begin DATA FOR THIS EXERCISE

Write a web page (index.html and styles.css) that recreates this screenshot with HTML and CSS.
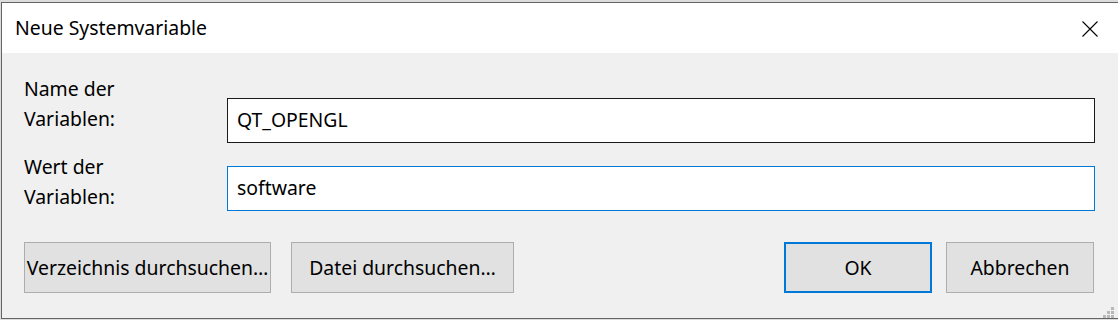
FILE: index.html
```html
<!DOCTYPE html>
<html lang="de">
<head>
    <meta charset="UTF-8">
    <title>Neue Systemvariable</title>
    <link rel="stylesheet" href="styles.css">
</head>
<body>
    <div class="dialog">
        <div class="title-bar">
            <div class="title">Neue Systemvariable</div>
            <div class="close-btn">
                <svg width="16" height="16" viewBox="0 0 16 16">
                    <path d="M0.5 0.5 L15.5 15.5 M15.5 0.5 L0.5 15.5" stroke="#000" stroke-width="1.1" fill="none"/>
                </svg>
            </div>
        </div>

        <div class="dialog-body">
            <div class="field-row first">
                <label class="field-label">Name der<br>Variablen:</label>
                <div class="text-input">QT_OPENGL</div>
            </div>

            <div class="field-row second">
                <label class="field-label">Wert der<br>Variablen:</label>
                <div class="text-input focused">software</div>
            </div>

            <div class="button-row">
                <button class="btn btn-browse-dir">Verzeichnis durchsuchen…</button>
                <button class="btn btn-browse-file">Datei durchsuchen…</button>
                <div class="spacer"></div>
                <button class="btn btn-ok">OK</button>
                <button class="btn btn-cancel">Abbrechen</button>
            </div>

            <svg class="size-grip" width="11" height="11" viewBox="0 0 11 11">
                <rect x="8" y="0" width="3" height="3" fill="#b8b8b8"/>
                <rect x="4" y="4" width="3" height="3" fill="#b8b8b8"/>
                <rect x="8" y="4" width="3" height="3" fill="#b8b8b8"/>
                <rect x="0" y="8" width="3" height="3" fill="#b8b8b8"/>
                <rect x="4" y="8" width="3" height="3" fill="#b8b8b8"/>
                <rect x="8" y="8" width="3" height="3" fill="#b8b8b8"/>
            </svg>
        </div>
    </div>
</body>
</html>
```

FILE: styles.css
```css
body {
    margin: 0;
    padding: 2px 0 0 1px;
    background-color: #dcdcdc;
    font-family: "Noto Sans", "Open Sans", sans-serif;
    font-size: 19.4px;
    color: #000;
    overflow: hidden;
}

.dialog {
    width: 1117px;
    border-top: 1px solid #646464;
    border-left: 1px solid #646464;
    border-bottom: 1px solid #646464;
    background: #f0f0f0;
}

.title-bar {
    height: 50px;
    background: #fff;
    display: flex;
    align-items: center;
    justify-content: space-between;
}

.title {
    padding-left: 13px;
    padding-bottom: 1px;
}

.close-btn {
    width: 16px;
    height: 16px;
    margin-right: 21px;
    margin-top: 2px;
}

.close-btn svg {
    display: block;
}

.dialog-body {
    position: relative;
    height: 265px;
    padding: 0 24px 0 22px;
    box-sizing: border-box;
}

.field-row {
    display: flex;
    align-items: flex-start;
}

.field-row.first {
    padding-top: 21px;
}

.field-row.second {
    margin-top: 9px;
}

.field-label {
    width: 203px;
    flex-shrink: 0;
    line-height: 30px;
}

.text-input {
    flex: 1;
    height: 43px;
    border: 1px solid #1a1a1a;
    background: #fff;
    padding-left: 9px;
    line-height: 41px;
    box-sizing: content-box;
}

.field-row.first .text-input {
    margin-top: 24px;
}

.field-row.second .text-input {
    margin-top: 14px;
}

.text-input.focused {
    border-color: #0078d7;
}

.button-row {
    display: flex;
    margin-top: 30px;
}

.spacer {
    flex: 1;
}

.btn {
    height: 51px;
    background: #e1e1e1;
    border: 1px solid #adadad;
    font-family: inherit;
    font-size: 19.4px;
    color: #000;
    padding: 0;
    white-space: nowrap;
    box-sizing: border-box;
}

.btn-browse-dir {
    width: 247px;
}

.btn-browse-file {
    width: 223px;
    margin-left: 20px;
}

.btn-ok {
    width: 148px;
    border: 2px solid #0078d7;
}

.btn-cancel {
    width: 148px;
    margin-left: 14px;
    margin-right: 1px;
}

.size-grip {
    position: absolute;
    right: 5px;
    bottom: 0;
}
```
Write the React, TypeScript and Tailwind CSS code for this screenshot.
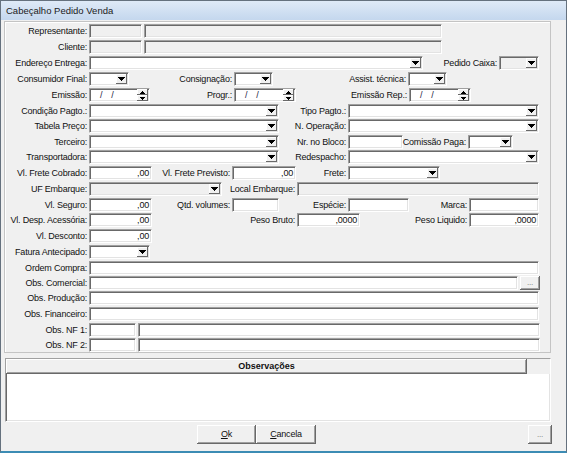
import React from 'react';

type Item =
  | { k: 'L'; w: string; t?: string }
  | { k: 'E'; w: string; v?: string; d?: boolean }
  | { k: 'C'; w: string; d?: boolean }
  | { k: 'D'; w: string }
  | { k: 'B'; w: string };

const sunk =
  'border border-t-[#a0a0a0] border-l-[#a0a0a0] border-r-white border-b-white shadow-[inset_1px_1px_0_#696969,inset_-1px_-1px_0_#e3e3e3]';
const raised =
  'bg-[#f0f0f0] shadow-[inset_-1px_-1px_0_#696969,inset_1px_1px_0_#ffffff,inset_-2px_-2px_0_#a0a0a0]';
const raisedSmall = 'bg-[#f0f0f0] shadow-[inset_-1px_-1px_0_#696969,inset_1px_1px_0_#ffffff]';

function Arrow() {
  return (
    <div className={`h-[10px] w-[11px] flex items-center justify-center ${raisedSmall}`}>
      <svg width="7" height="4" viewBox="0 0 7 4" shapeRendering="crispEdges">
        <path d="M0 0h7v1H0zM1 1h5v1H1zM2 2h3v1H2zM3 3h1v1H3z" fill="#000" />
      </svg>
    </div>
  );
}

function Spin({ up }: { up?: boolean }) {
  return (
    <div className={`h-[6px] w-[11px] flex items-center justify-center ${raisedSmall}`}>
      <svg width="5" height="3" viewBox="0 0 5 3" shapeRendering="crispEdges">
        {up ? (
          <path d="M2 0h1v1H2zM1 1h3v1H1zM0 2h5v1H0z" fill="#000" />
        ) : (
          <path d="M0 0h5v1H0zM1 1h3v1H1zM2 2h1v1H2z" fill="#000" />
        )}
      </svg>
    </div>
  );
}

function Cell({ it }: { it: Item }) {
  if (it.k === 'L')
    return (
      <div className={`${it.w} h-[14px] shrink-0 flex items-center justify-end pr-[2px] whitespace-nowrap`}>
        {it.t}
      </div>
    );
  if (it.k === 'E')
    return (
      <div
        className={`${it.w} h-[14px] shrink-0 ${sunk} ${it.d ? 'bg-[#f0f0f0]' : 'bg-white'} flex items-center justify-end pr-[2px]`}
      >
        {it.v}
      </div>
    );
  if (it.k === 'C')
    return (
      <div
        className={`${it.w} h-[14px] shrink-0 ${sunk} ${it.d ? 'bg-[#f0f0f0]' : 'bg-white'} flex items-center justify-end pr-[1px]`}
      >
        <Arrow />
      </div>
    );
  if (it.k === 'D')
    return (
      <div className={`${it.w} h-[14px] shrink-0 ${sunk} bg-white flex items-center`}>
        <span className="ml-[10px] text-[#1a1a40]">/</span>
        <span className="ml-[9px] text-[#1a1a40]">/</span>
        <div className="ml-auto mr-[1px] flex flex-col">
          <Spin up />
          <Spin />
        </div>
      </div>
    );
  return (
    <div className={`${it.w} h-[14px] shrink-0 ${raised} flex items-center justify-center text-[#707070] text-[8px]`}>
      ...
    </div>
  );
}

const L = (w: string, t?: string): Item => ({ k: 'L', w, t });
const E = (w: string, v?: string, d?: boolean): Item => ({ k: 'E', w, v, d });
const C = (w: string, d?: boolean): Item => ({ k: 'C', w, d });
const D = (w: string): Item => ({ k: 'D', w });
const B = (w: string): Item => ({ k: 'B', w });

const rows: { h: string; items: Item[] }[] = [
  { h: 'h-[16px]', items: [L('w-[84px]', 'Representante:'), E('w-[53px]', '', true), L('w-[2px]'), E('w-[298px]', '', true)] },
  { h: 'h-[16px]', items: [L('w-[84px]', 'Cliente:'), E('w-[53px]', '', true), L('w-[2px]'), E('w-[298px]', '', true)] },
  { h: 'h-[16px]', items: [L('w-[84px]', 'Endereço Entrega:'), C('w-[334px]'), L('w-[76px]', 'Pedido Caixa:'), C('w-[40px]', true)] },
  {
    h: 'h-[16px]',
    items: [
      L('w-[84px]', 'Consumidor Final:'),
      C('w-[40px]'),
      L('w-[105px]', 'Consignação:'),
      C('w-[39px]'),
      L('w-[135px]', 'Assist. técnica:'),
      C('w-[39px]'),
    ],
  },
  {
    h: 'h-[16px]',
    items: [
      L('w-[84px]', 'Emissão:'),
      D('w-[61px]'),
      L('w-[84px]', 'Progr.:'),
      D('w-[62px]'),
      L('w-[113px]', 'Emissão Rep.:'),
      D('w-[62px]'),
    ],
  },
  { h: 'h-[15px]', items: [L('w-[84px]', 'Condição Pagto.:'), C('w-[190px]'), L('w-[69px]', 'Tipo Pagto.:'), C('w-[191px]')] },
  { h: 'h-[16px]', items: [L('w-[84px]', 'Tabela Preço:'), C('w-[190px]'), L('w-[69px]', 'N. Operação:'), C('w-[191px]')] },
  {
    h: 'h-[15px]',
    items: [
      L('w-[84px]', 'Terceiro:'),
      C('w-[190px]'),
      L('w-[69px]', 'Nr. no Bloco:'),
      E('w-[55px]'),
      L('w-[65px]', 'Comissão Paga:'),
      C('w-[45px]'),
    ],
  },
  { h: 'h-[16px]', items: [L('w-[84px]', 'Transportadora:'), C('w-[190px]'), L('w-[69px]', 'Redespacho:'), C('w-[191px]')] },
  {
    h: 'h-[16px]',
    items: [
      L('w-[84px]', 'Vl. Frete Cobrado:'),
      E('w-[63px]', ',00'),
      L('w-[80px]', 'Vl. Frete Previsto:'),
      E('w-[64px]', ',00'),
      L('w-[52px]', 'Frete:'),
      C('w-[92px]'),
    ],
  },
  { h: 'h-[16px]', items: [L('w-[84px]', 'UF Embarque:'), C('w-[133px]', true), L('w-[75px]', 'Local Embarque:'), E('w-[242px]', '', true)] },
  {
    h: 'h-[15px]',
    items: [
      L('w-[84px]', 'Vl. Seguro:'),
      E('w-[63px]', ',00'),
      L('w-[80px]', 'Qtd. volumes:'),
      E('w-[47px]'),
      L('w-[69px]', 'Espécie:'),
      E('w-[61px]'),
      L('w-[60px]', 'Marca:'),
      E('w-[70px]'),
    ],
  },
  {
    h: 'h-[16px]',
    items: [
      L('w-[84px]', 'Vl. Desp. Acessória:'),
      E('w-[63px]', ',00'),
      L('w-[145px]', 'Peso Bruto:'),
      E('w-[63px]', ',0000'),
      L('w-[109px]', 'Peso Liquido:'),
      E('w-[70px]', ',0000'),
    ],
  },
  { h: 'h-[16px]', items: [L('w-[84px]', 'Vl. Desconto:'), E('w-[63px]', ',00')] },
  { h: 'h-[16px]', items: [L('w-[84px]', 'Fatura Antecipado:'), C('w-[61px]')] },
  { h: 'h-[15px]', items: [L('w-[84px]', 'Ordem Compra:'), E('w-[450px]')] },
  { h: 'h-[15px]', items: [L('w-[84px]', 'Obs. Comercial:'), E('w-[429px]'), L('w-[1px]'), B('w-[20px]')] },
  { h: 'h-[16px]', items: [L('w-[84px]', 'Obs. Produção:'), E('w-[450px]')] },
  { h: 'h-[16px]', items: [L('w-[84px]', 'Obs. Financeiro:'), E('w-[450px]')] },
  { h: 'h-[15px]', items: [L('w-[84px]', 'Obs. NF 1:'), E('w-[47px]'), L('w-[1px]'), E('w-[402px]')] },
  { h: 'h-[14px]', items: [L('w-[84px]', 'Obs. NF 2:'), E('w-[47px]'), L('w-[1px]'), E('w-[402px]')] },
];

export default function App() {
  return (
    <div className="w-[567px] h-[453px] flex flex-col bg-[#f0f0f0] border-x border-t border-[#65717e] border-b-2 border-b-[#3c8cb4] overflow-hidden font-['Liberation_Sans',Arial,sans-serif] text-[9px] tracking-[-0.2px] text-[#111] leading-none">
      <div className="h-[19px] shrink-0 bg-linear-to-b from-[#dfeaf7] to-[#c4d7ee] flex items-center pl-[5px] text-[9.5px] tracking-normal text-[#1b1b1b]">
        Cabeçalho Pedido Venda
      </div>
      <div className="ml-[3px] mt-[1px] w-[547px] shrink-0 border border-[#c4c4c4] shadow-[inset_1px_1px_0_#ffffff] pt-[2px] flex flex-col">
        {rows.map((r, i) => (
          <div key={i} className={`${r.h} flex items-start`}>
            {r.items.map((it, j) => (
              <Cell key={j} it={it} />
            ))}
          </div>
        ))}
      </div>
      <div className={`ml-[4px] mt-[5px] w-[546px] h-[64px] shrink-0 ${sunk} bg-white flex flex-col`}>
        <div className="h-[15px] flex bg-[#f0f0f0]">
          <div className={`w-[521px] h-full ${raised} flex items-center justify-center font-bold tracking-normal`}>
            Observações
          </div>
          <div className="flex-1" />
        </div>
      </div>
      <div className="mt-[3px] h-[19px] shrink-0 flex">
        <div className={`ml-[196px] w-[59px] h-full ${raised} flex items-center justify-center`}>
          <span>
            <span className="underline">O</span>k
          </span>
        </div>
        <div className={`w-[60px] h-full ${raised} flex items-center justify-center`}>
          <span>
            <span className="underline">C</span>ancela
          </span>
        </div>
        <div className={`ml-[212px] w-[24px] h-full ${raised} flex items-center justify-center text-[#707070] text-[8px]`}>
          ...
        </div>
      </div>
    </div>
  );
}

end DATA FOR THIS EXERCISE

◆ **WHAT IS NEEDED**: Only lines with the word "Write" should be collected from the material.

◆ **TASK SOLUTION**:
Write a web page (index.html and styles.css) that recreates this screenshot with HTML and CSS.
Write the React, TypeScript and Tailwind CSS code for this screenshot.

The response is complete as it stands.